╔══
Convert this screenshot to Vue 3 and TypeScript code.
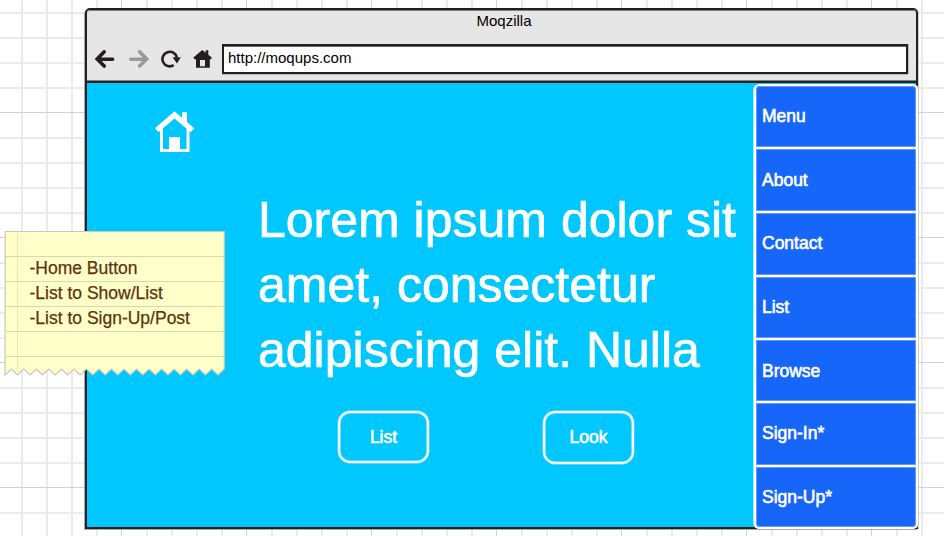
<script setup lang="ts">
const menuItems: string[] = ['Menu', 'About', 'Contact', 'List', 'Browse', 'Sign-In*', 'Sign-Up*']
const noteLines: string[] = ['-Home Button', '-List to Show/List', '-List to Sign-Up/Post']
const ruleOffsets: number[] = [27, 52, 77, 102, 127]

// Torn lower edge of the note: alternating teeth between two heights.
const tooth = 6.265
const edge: string[] = []
for (let i = 34; i >= 0; i--) {
  edge.push(`${(1 + i * tooth).toFixed(2)} ${i % 2 === 0 ? 145 : 139}`)
}
const notePath = `M1.3 1.5H220.3V139L${edge.join('L')}Z`
</script>

<template>
  <div class="canvas">
    <main class="browser">
      <header class="chrome">
        <div class="title">Moqzilla</div>
        <div class="toolbar">
          <svg class="icon" width="22" height="20" viewBox="0 0 22 20" fill="none" stroke="#231f20" stroke-width="3.6" stroke-linecap="round" stroke-linejoin="miter">
            <path d="M18.6 10.3H4M10.2 2.8L3.2 10L10.2 17" />
          </svg>
          <svg class="icon forward" width="22" height="20" viewBox="0 0 22 20" fill="none" stroke="#999" stroke-width="3.6" stroke-linecap="round">
            <path d="M2.8 10.3H18M11.6 2.8L18.6 10L11.6 17" />
          </svg>
          <svg class="icon reload" width="20" height="20" viewBox="0 0 20 20">
            <path d="M12.7 16.2A7.3 7.3 0 1 1 15.9 8.6" fill="none" stroke="#231f20" stroke-width="2.6" />
            <path d="M11.6 8.2H19.8L16 14.6Z" fill="#231f20" />
          </svg>
          <svg class="icon home" width="20" height="20" viewBox="0 0 20 20">
            <path d="M0.4 8.6L9.2 0.9L12.6 3.7V1.3H15.3V5.8L18.9 8.6L17.9 10.2H16.8V18.8H3V10.2H1.4Z" fill="#231f20" />
            <path d="M7 11H12V17.3H7Z" fill="#e6e6e6" />
          </svg>
          <div class="address">http://moqups.com</div>
        </div>
      </header>
      <div class="page">
        <section class="hero">
          <svg class="house" width="42" height="42" viewBox="0 0 42 42" fill="none" stroke="#fff">
            <path d="M7.5 18V39.6H34V18" stroke-width="3" />
            <path d="M2.7 19.2L20.5 3.9L38.5 19.2" stroke-width="5.4" />
            <path d="M28 1.2H33V12L28 8Z" fill="#fff" stroke="none" />
            <path d="M15 26H26V40H15Z" fill="#fff" stroke="none" />
          </svg>
          <h1 class="headline">Lorem ipsum dolor sit<br />amet, consectetur<br />adipiscing elit. Nulla</h1>
          <div class="actions">
            <button class="action">List</button>
            <button class="action look">Look</button>
          </div>
        </section>
        <nav class="menu">
          <a v-for="item in menuItems" :key="item" class="item">{{ item }}</a>
        </nav>
      </div>
    </main>
    <aside class="note">
      <svg class="paper" width="222" height="148" viewBox="0 0 222 148">
        <path :d="notePath" fill="#ffffc9" stroke="#c8c8bd" stroke-width="1.2" />
        <path d="M13.5 2V140" stroke="#ffddb0" />
        <path v-for="y in ruleOffsets" :key="y" :d="`M2 ${y - 0.5}H219.5`" stroke="#d9d8b4" />
      </svg>
      <div class="lines">
        <div v-for="line in noteLines" :key="line">{{ line }}</div>
      </div>
    </aside>
  </div>
</template>

<style>
body {
  margin: 0;
  overflow: hidden;
}
</style>

<style scoped>
.canvas {
  position: relative;
  box-sizing: border-box;
  width: 944px;
  height: 536px;
  padding: 8px 26px 7px 85px;
  overflow: hidden;
  font-family: 'Liberation Sans', Arial, sans-serif;
  background-color: #fff;
  background-image:
    linear-gradient(90deg, transparent 121px, #d2d2d2 121px, #d2d2d2 122px, transparent 122px),
    linear-gradient(transparent 112px, #d2d2d2 112px, #d2d2d2 113px, transparent 113px),
    linear-gradient(90deg, transparent 21px, #ebebeb 21px, #ebebeb 23px, transparent 23px, transparent 46px, #ebebeb 46px, #ebebeb 48px, transparent 48px, transparent 71px, #ebebeb 71px, #ebebeb 73px, transparent 73px, transparent 96px, #ebebeb 96px, #ebebeb 98px, transparent 98px),
    linear-gradient(transparent 12px, #ebebeb 12px, #ebebeb 14px, transparent 14px, transparent 37px, #ebebeb 37px, #ebebeb 39px, transparent 39px, transparent 62px, #ebebeb 62px, #ebebeb 64px, transparent 64px, transparent 87px, #ebebeb 87px, #ebebeb 89px, transparent 89px);
  background-size: 125px 125px;
}

.browser {
  box-sizing: border-box;
  width: 833px;
  height: 521px;
  border: 2px solid #231f20;
  border-radius: 5px 5px 0 0;
  box-shadow: -1px 1px 0 #a8a8a8, 1px 0 0 #cfcfcf;
}

.chrome {
  box-sizing: border-box;
  height: 73px;
  background: #e6e6e6;
  border-bottom: 2px solid #231f20;
  border-radius: 3px 3px 0 0;
  box-shadow: inset 0 1px 0 #857d7f, inset 0 -1px 0 #85827d;
}

.title {
  height: 34px;
  padding-left: 5px;
  font-size: 15px;
  line-height: 22px;
  text-align: center;
  color: #000;
}

.toolbar {
  display: flex;
  align-items: flex-start;
  padding-left: 7px;
}

.icon {
  flex: none;
  margin-top: 5px;
}

.forward {
  margin-left: 12px;
}

.reload {
  margin-left: 11px;
}

.home {
  margin-left: 12px;
}

.address {
  box-sizing: border-box;
  width: 686px;
  height: 30px;
  margin-left: 9px;
  padding-left: 4px;
  border: 2px solid #231f20;
  background: #fff;
  box-shadow: inset 0 1px 0 #6b6768, 0 1px 0 #bcbcbc, 1px 0 0 #bcbcbc;
  font-size: 15px;
  line-height: 24px;
  color: #000;
}

.page {
  display: flex;
  height: 444px;
  background: #00c8ff;
}

.hero {
  flex: 1;
  padding: 28px 0 0 68px;
}

.house {
  display: block;
  margin-left: -1px;
}

.headline {
  margin: 35px 0 0 103px;
  font-size: 50px;
  font-weight: 400;
  line-height: 65px;
  white-space: nowrap;
  color: #fff;
  -webkit-text-stroke: 0.7px #fff;
}

.actions {
  display: flex;
  gap: 114px;
  padding: 28px 0 0 183px;
}

.action {
  box-sizing: border-box;
  width: 91px;
  height: 52px;
  padding: 0;
  border: 2px solid #fff;
  border-radius: 12px;
  box-shadow: inset 0 0 0 0.6px rgba(255, 255, 255, 0.7), 0 0 0 0.4px rgba(255, 255, 255, 0.6);
  background: none;
  font-family: inherit;
  font-size: 17.5px;
  color: #fff;
  -webkit-text-stroke: 0.6px #fff;
}

.look {
  height: 53px;
}

.menu {
  position: relative;
  display: grid;
  grid-template-rows: 61px 62px 62px 61px 61px 62px 60px;
  row-gap: 2px;
  box-sizing: border-box;
  width: 164px;
  height: 445px;
  margin: 1px -2px -2px 0;
  border: 2px solid #fff;
  border-radius: 6px;
  background: #fff;
  box-shadow: -1px 0 0 #a5ebff, 1px 0 0 #ccc;
}

.item {
  padding-left: 6px;
  font-size: 17.5px;
  line-height: 61px;
  color: #fff;
  background: #1566f9;
  box-shadow: inset 0 0 0 1px #6598fb;
  -webkit-text-stroke: 0.6px #fff;
}

.item:nth-child(2),
.item:nth-child(5) {
  line-height: 63px;
}

.item:first-child {
  border-radius: 4px 4px 0 0;
}

.item:last-child {
  border-radius: 0 0 4px 4px;
}

.note {
  position: absolute;
  left: 4px;
  top: 230px;
  width: 222px;
  height: 148px;
}

.paper {
  display: block;
}

.lines {
  position: absolute;
  left: 25.5px;
  top: 26px;
  font-size: 17.5px;
  line-height: 25px;
  white-space: nowrap;
  color: #5e3310;
  -webkit-text-stroke: 0.25px #5e3310;
}
</style>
╚══
Set the lines above down again, word for word, from the first through the one containing "const ruleOffsets: number[]"; pictures excluded.

Response below -
Convert this screenshot to Vue 3 and TypeScript code.
<script setup lang="ts">
const menuItems: string[] = ['Menu', 'About', 'Contact', 'List', 'Browse', 'Sign-In*', 'Sign-Up*']
const noteLines: string[] = ['-Home Button', '-List to Show/List', '-List to Sign-Up/Post']
const ruleOffsets: number[] = [27, 52, 77, 102, 127]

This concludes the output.